Market Regimes, Clusters & HMMs: Teaching Models to Respect the Environment
Episodes where statistical properties are stable enough: high vol vs low vol, risk-on vs risk-off. Regime awareness is essential for robust models.
1. What Is a Regime?
Episodes where statistical properties are "stable enough": high vol vs low vol, risk-on vs risk-off, etc.
Why regime awareness matters:
- Same signal can mean opposite things in different regimes.
- Model performance is not stationary.
2. Clustering Methods
K-Means: partitions points into K clusters via distance.
GMM: probabilistic clustering, soft assignments (cluster probabilities).
3. Hidden Markov Models (HMMs)
Discrete latent states (regimes) with transition probabilities. Markov chain gives us expected regime path.
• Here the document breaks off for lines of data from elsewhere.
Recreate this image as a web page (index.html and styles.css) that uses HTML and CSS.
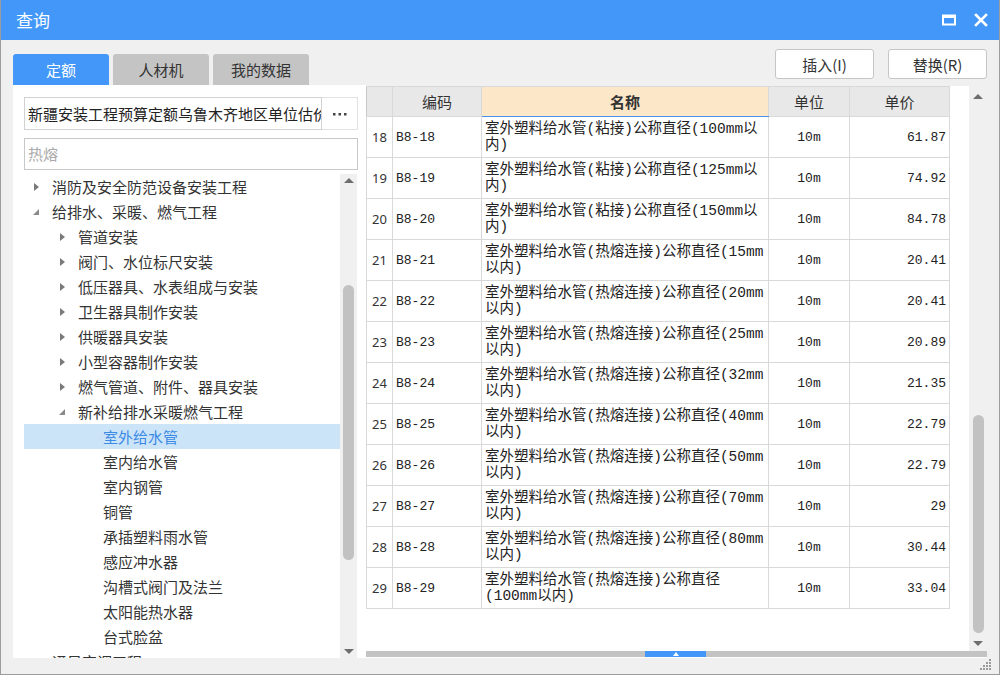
FILE: index.html
```html
<!DOCTYPE html>
<html lang="zh-CN">
<head>
<meta charset="utf-8">
<title>查询</title>
<link rel="stylesheet" href="styles.css">
</head>
<body>
<div class="window">
  <div class="titlebar">
    <span class="title">查询</span>
    <div class="win-btns">
      <svg class="wbtn" width="14" height="12" viewBox="0 0 14 12"><rect x="1" y="1.5" width="12" height="9" fill="none" stroke="#fff" stroke-width="2"/><rect x="1" y="1" width="12" height="3" fill="#fff"/></svg>
      <svg class="wbtn" width="14" height="14" viewBox="0 0 14 14"><path d="M2 2 L12 12 M12 2 L2 12" stroke="#fff" stroke-width="2.6" stroke-linecap="square"/></svg>
    </div>
  </div>
  <div class="main">
    <div class="left">
      <div class="tabs">
        <div class="tab active">定额</div>
        <div class="tab">人材机</div>
        <div class="tab">我的数据</div>
      </div>
      <div class="panel">
        <div class="combo">
          <div class="combo-text">新疆安装工程预算定额乌鲁木齐地区单位估价</div>
          <div class="combo-btn"><svg width="14" height="4" viewBox="0 0 14 4"><g fill="#444"><rect x="0" y="1" width="2.5" height="2.5"/><rect x="5.5" y="1" width="2.5" height="2.5"/><rect x="11" y="1" width="2.5" height="2.5"/></g></svg></div>
        </div>
        <div class="search">热熔</div>
        <div class="tree-wrap">
          <div class="tree">
            <div class="node l0"><span class="arr closed"></span>消防及安全防范设备安装工程</div>
            <div class="node l0"><span class="arr open"></span>给排水、采暖、燃气工程</div>
            <div class="node l1"><span class="arr closed"></span>管道安装</div>
            <div class="node l1"><span class="arr closed"></span>阀门、水位标尺安装</div>
            <div class="node l1"><span class="arr closed"></span>低压器具、水表组成与安装</div>
            <div class="node l1"><span class="arr closed"></span>卫生器具制作安装</div>
            <div class="node l1"><span class="arr closed"></span>供暖器具安装</div>
            <div class="node l1"><span class="arr closed"></span>小型容器制作安装</div>
            <div class="node l1"><span class="arr closed"></span>燃气管道、附件、器具安装</div>
            <div class="node l1"><span class="arr open"></span>新补给排水采暖燃气工程</div>
            <div class="node l2 selected">室外给水管</div>
            <div class="node l2">室内给水管</div>
            <div class="node l2">室内钢管</div>
            <div class="node l2">铜管</div>
            <div class="node l2">承插塑料雨水管</div>
            <div class="node l2">感应冲水器</div>
            <div class="node l2">沟槽式阀门及法兰</div>
            <div class="node l2">太阳能热水器</div>
            <div class="node l2">台式脸盆</div>
            <div class="node l0"><span class="arr none"></span>通风空调工程</div>
          </div>
          <div class="vscroll tree-scroll">
            <span class="up"></span>
            <span class="thumb"></span>
            <span class="down"></span>
          </div>
        </div>
      </div>
    </div>
    <div class="right">
      <div class="actions">
        <button class="btn">插入(I)</button>
        <button class="btn">替换(R)</button>
      </div>
      <div class="grid-area">
        <div class="grid-top">
          <div class="grid">
            <table>
              <colgroup><col class="c-no"><col class="c-code"><col class="c-name"><col class="c-unit"><col class="c-price"></colgroup>
              <thead>
                <tr><th></th><th>编码</th><th class="h-name">名称</th><th>单位</th><th>单价</th></tr>
              </thead>
              <tbody>
                <tr><td class="no">18</td><td class="code">B8-18</td><td class="name">室外塑料给水管(粘接)公称直径(100mm以<br>内)</td><td class="unit">10m</td><td class="price">61.87</td></tr>
                <tr><td class="no">19</td><td class="code">B8-19</td><td class="name">室外塑料给水管(粘接)公称直径(125mm以<br>内)</td><td class="unit">10m</td><td class="price">74.92</td></tr>
                <tr><td class="no">20</td><td class="code">B8-20</td><td class="name">室外塑料给水管(粘接)公称直径(150mm以<br>内)</td><td class="unit">10m</td><td class="price">84.78</td></tr>
                <tr><td class="no">21</td><td class="code">B8-21</td><td class="name">室外塑料给水管(热熔连接)公称直径(15mm<br>以内)</td><td class="unit">10m</td><td class="price">20.41</td></tr>
                <tr><td class="no">22</td><td class="code">B8-22</td><td class="name">室外塑料给水管(热熔连接)公称直径(20mm<br>以内)</td><td class="unit">10m</td><td class="price">20.41</td></tr>
                <tr><td class="no">23</td><td class="code">B8-23</td><td class="name">室外塑料给水管(热熔连接)公称直径(25mm<br>以内)</td><td class="unit">10m</td><td class="price">20.89</td></tr>
                <tr><td class="no">24</td><td class="code">B8-24</td><td class="name">室外塑料给水管(热熔连接)公称直径(32mm<br>以内)</td><td class="unit">10m</td><td class="price">21.35</td></tr>
                <tr><td class="no">25</td><td class="code">B8-25</td><td class="name">室外塑料给水管(热熔连接)公称直径(40mm<br>以内)</td><td class="unit">10m</td><td class="price">22.79</td></tr>
                <tr><td class="no">26</td><td class="code">B8-26</td><td class="name">室外塑料给水管(热熔连接)公称直径(50mm<br>以内)</td><td class="unit">10m</td><td class="price">22.79</td></tr>
                <tr><td class="no">27</td><td class="code">B8-27</td><td class="name">室外塑料给水管(热熔连接)公称直径(70mm<br>以内)</td><td class="unit">10m</td><td class="price">29</td></tr>
                <tr><td class="no">28</td><td class="code">B8-28</td><td class="name">室外塑料给水管(热熔连接)公称直径(80mm<br>以内)</td><td class="unit">10m</td><td class="price">30.44</td></tr>
                <tr><td class="no">29</td><td class="code">B8-29</td><td class="name">室外塑料给水管(热熔连接)公称直径<br>(100mm以内)</td><td class="unit">10m</td><td class="price">33.04</td></tr>
              </tbody>
            </table>
          </div>
          <div class="vscroll grid-scroll">
            <span class="up"></span>
            <span class="thumb"></span>
            <span class="down"></span>
          </div>
        </div>
        <div class="hscroll"><div class="hthumb"><span class="hup"></span></div></div>
      </div>
    </div>
  </div>
  <svg class="grip" width="14" height="14" viewBox="0 0 14 14">
    <g fill="#9a9a9a">
      <rect x="10" y="2" width="2" height="2"/>
      <rect x="7" y="5" width="2" height="2"/><rect x="10" y="5" width="2" height="2"/>
      <rect x="4" y="8" width="2" height="2"/><rect x="7" y="8" width="2" height="2"/><rect x="10" y="8" width="2" height="2"/>
      <rect x="1" y="11" width="2" height="2"/><rect x="4" y="11" width="2" height="2"/><rect x="7" y="11" width="2" height="2"/><rect x="10" y="11" width="2" height="2"/>
    </g>
  </svg>
</div>
</body>
</html>
```

FILE: styles.css
```css
* { box-sizing: border-box; }
html, body { margin: 0; padding: 0; }
body {
  font-family: "Noto Sans CJK SC", "Noto Sans", sans-serif;
  color: #333;
  background: #f0f0f0;
}
.window {
  position: relative;
  width: 1000px;
  height: 675px;
  background: #f0f0f0;
  border: 1px solid #9c9c9c;
  border-top: none;
  overflow: hidden;
}
.titlebar {
  height: 40px;
  margin: 0 -1px;
  background: #4297f8;
  display: flex;
  align-items: center;
  justify-content: space-between;
  padding: 0 12px 0 16px;
}
.title {
  color: #fff;
  font-size: 17px;
  line-height: 20px;
}
.win-btns {
  display: flex;
  align-items: center;
  gap: 18px;
}
.wbtn { display: block; }

.main {
  display: flex;
  padding: 0 12px 0 12px;
}
.left {
  width: 353px;
  padding-top: 14px;
}
.tabs {
  display: flex;
  gap: 4px;
  height: 31px;
}
.tab {
  width: 96px;
  height: 31px;
  background: #c4c4c4;
  border-radius: 3px 3px 0 0;
  font-size: 15px;
  line-height: 31px;
  text-align: center;
  color: #333;
}
.tab.active {
  background: #4297f8;
  color: #fff;
}
.panel {
  height: 573px;
  background: #fff;
  padding: 12px 8px 0 11px;
}
.combo {
  display: flex;
  height: 33px;
}
.combo-text {
  width: 298px;
  border: 1px solid #d2d2d2;
  font-size: 15px;
  line-height: 31px;
  padding-left: 3px;
  white-space: nowrap;
  overflow: hidden;
  color: #222;
}
.combo-btn {
  width: 36px;
  border: 1px solid #e2e2e2;
  border-left: none;
  display: flex;
  align-items: center;
  justify-content: center;
}
.combo-btn svg { display: block; }
.search {
  margin-top: 8px;
  height: 32px;
  border: 1px solid #c8c8c8;
  font-size: 15px;
  line-height: 30px;
  padding-left: 3px;
  color: #aaa;
}
.tree-wrap {
  display: flex;
  margin-top: 4px;
  height: 484px;
  overflow: hidden;
}
.tree {
  width: 316px;
}
.node {
  height: 25px;
  display: flex;
  align-items: center;
  font-size: 15px;
  white-space: nowrap;
  color: #333;
}
.node.l0 { padding-left: 8px; }
.node.l1 { padding-left: 34px; }
.node.l2 { padding-left: 79px; }
.node.selected {
  background: #cce4f8;
  color: #3b8ae6;
}
.arr {
  width: 20px;
  height: 10px;
  position: relative;
  flex: none;
}
.arr.closed::before {
  content: "";
  position: absolute;
  left: 2px;
  top: 1px;
  border-style: solid;
  border-width: 4px 0 4px 5px;
  border-color: transparent transparent transparent #7a7a7a;
}
.arr.open::before {
  content: "";
  position: absolute;
  left: 1px;
  top: 2px;
  border-style: solid;
  border-width: 0 0 6px 6px;
  border-color: transparent transparent #8a8a8a transparent;
}

.vscroll {
  display: flex;
  flex-direction: column;
  align-items: center;
  background: #f0f0f0;
}
.vscroll .up, .vscroll .down {
  width: 0;
  height: 0;
  border-style: solid;
  flex: none;
}
.vscroll .up {
  border-width: 0 5px 5px 5px;
  border-color: transparent transparent #6e6e6e transparent;
}
.vscroll .down {
  border-width: 5px 5px 0 5px;
  border-color: #6e6e6e transparent transparent transparent;
}
.vscroll .thumb {
  width: 11px;
  background: #c2c2c2;
  border-radius: 6px;
  flex: none;
}
.tree-scroll {
  width: 17px;
  padding-top: 4px;
}
.tree-scroll .thumb {
  margin-top: 102px;
  height: 275px;
}
.tree-scroll .down {
  margin-top: 89px;
}

.right {
  width: 622px;
  padding-top: 9px;
}
.actions {
  display: flex;
  justify-content: flex-end;
  gap: 14px;
  height: 30px;
}
.btn {
  width: 99px;
  height: 30px;
  background: #fff;
  border: 1px solid #c6c6c6;
  border-radius: 3px;
  font-family: "Noto Sans CJK SC", "Noto Sans", sans-serif;
  font-size: 15px;
  color: #333;
  padding: 0;
}
.grid-area {
  margin-top: 7px;
  height: 572px;
  background: #fff;
  display: flex;
  flex-direction: column;
}
.grid-top {
  display: flex;
  height: 565px;
}
.grid {
  width: 603px;
  overflow: hidden;
}
table {
  border-collapse: collapse;
  table-layout: fixed;
  width: 583px;
}
.c-no { width: 26px; }
.c-code { width: 89px; }
.c-name { width: 287px; }
.c-unit { width: 81px; }
.c-price { width: 100px; }
th, td {
  border: 1px solid #d9d9d9;
  padding: 0;
}
th {
  height: 30px;
  background: #e8e8e8;
  font-weight: normal;
  font-size: 15px;
  color: #333;
  text-align: center;
}
th:first-child { border-left-color: #c8c8c8; }
th.h-name {
  background: #fde7c9;
  font-weight: bold;
  border-bottom: 1px solid #4a94ec;
}
td {
  height: 41px;
  vertical-align: middle;
  color: #222;
}
td.no {
  font-family: "Noto Sans", sans-serif;
  font-size: 13px;
  text-align: center;
  color: #333;
}
td.code, td.unit, td.price {
  font-family: "Liberation Mono", monospace;
  font-size: 13px;
}
td.code { padding-left: 3px; }
td.unit { text-align: center; }
td.price { text-align: right; padding-right: 3px; }
td.name {
  font-family: "Liberation Mono", "Noto Sans CJK SC", monospace;
  font-size: 14.5px;
  line-height: 16px;
  padding-left: 3px;
  white-space: nowrap;
  overflow: hidden;
}
.grid-scroll {
  width: 18px;
  padding-top: 8px;
}
.grid-scroll .thumb {
  margin-top: 316px;
  height: 218px;
}
.grid-scroll .down {
  margin-top: 8px;
}
.hscroll {
  height: 6px;
  background: #c3c3c3;
  padding-left: 279px;
}
.hthumb {
  width: 61px;
  height: 6px;
  background: #4297f8;
  display: flex;
  justify-content: center;
  align-items: flex-end;
}
.hup {
  width: 0;
  height: 0;
  border-style: solid;
  border-width: 0 3px 4px 3px;
  border-color: transparent transparent #fff transparent;
  margin-bottom: 1px;
}
.grip {
  position: absolute;
  right: 6px;
  bottom: 3px;
}
```
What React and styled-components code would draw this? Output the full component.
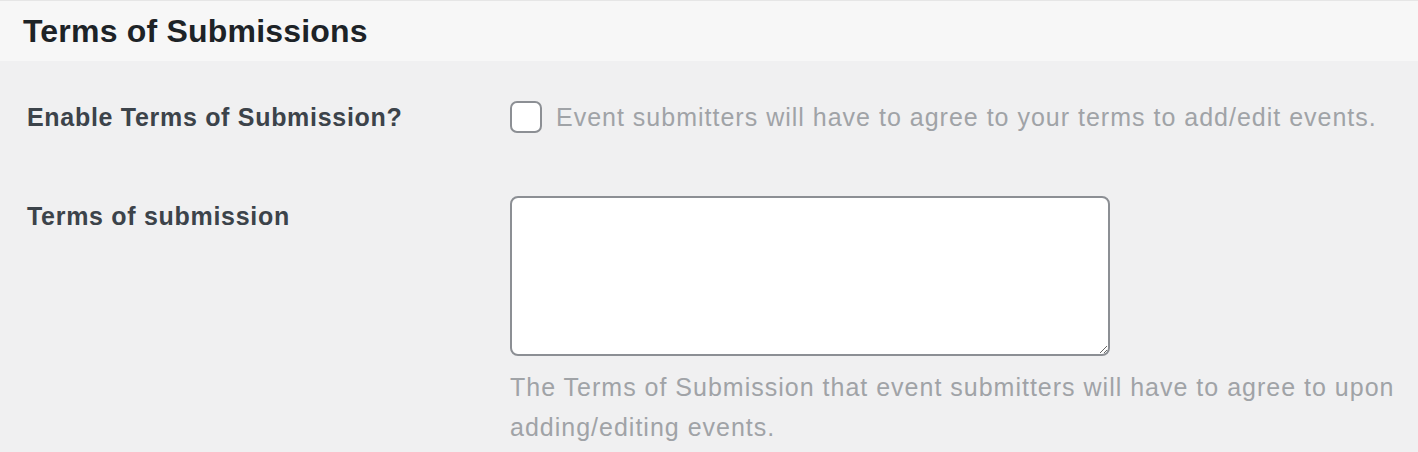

4. How volarixs Uses Regimes
Regime labeling is real in volarixs today: the platform tracks macro state — inflation, policy, and liquidity regimes — and surfaces historical analogues for the current environment. Every signal also carries a regime-clarity component in its confidence score, and the regime context is stored with each run.
That gives you the raw material to:
- Label regimes from returns, volatility, and macro state.
- Read each model's prediction history alongside the regime it was made in.
- Frame the expected regime path as a lens on how a signal might hold up as conditions shift.
A full per-regime performance breakdown — Sharpe, hit ratio, and drawdown sliced by regime — is the direction this data is built to support, not a finished dashboard.